Louie's Restaurant owner charged with theft

 

State investigators allege that the proprietor of a long-time Lehigh Valley restaurant failed to pay nearly $90,000 in state sales taxes for more than two years.

The Pennsylvania Attorney General's Office on Wednesday charged Louis Belletieri with 31 felony counts of theft for allegedly failing to pay, in full, monthly sales taxes generated from Louie's Restaurant. Authorities also charged Belletieri with a single misdemeanor count of theft.

District Judge David Howells arraigned the 72-year-old, releasing him on $10,000 unsecured bail ahead of a preliminary hearing scheduled for Sept. 30.

Belletieri's attorney, Joseph Reibman, declined to comment on the allegations.

"There is a process here, so I have no comment at this time," Reibman said.

An audit conducted by the state revenue department showed Belletieri should have remitted $110,014 in sales tax between September 2014 and April 2017, according to court records. But the audit revealed he submitted only $20,673, according to investigators.

Investigators allege that he only remitted sales tax from the bar sales and not the total sales from the restaurant.

A state auditor found that the sales taxes reported on federal tax returns under the restaurant's corporate name were much higher than those reported on the state tax returns, according to the criminal complaint.

During an August 2018 interview with agents from the attorney general's office, Belletieri said the restaurant's first point-of-sale system would give him the total monthly sales, which he would then use to calculate the sales tax owed to the state, according to the complaint.

He told investigators that he'd tell his daughter, who is a part owner in the restaurant, how much sales tax is owed, which she then paid.

The criminal complaint lists how much sales tax the state determined Belletieri should have paid each month for the 32 months covered by the audit. The audited monthly sales taxes reportedly owed ranged from $2,900 to $4,296, according to the complaint.

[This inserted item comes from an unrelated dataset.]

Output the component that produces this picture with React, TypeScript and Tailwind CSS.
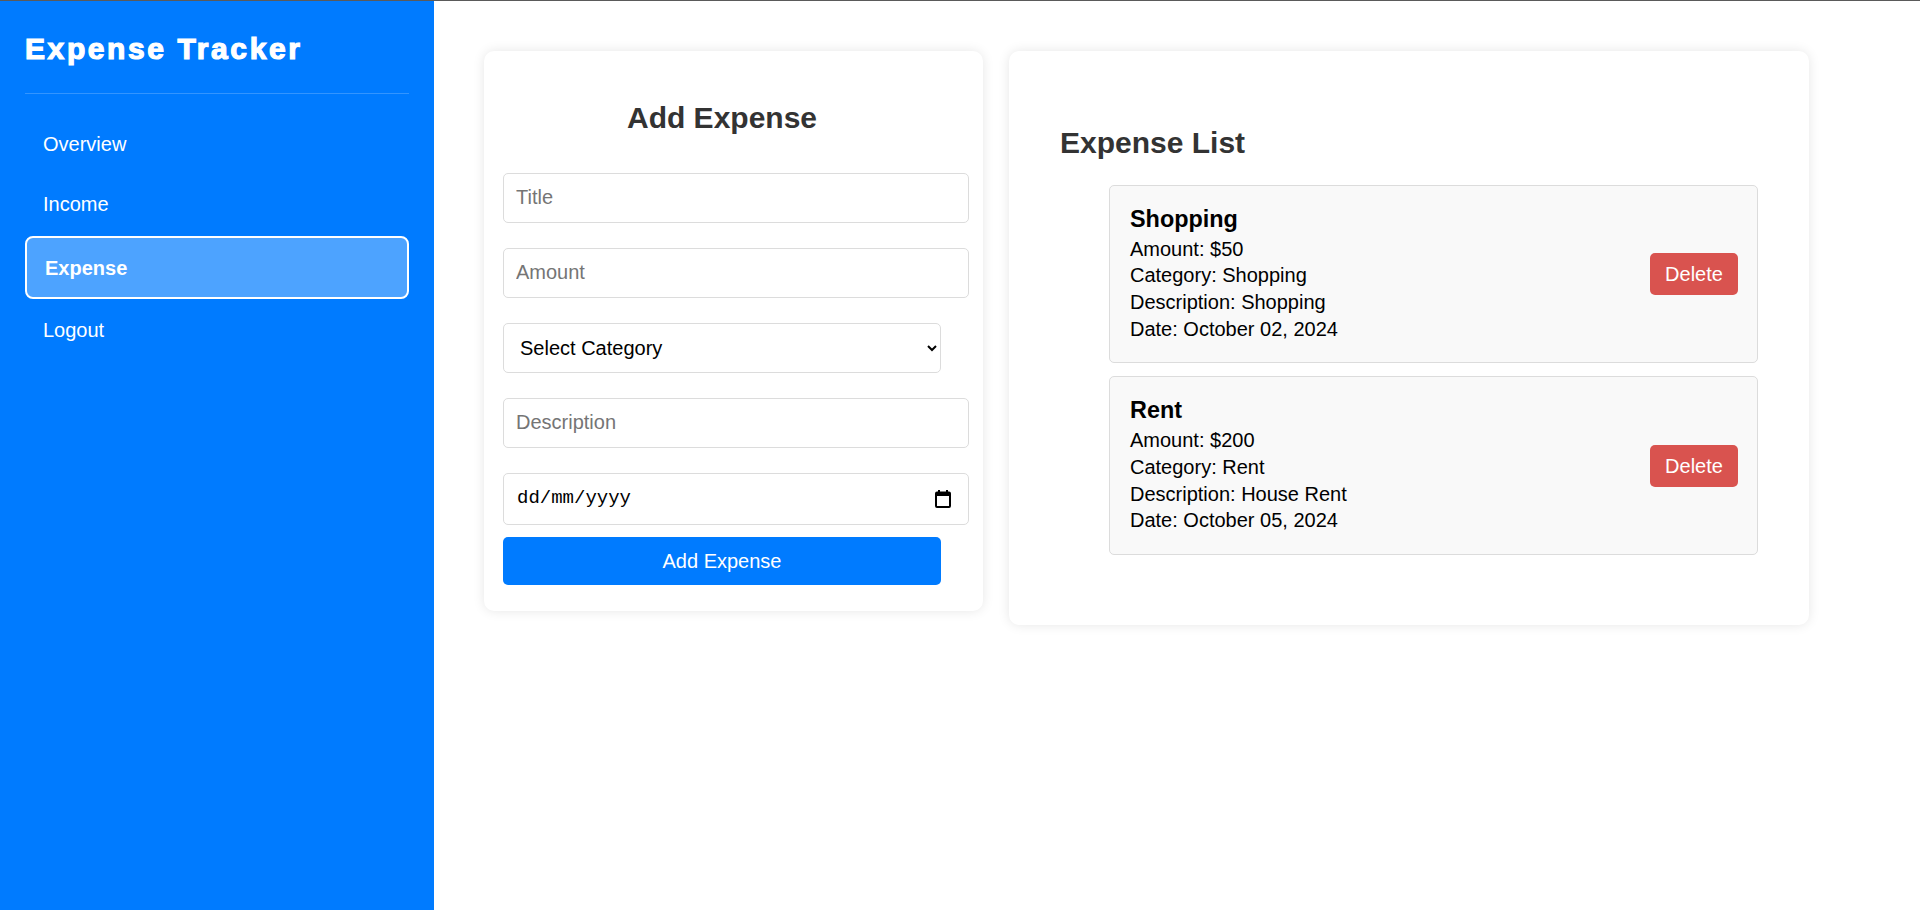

But investigators allege Belletieri paid no more than $881 in sales tax except in the final month covered by the audit in which he paid $2,198 of the $3,310 the state maintains was due.

Investigators interviewed Christine Bender, Belletieri's daughter, who acknowledged her responsibility to submit sales tax payments to the state each month through the state's online filing system. She told investigators that she paid the taxes based on the figures Belletieri provided and believed they were "true and correct."

Belletieri and Reibman disagreed with the findings of the state's original audit and filed an appeal, which was unsuccessful, according to court records. Investigators said Belletieri never disputed that the restaurant owed state sales tax but claimed that he didn't purposely underpay the state. Rather, he paid what he thought was due.

"It is his (Belletieri's) understanding that the sales tax collected is to be paid to the Commonwealth of Pennsylvania," according to the complaint. "In his mind, the sales tax owed was paid."

During her interview with investigators, Bender said the restaurant used three different point-of-sale systems. The first one "would crash all the time," and the second one depended on the internet Cloud, which wouldn't work if they didn't have internet service, according to the complaint. The restaurant used the first two systems during the audit period that turned up the shortfall of sales tax.

It was during a Sept. 11 interview with investigators that Belletieri maintained that he paid the taxes he thought were owed the state. But an auditor told investigators two days later that records he'd expect to find in a restaurant were not turned over to him, and that Belletieri was allegedly paying some bills directly from his sales tax account.

"The defendant would have known the sales from the bar were a fraction of the total sales of the restaurant and not enough to run his restaurant," according to the criminal complaint.

The restaurant was originally located at 1207 Chew St. in Allentown and owned by Belletieri's father before Belletieri took over and moved the restaurant to its current location on 31st Street SW in Salisbury Township in 2007.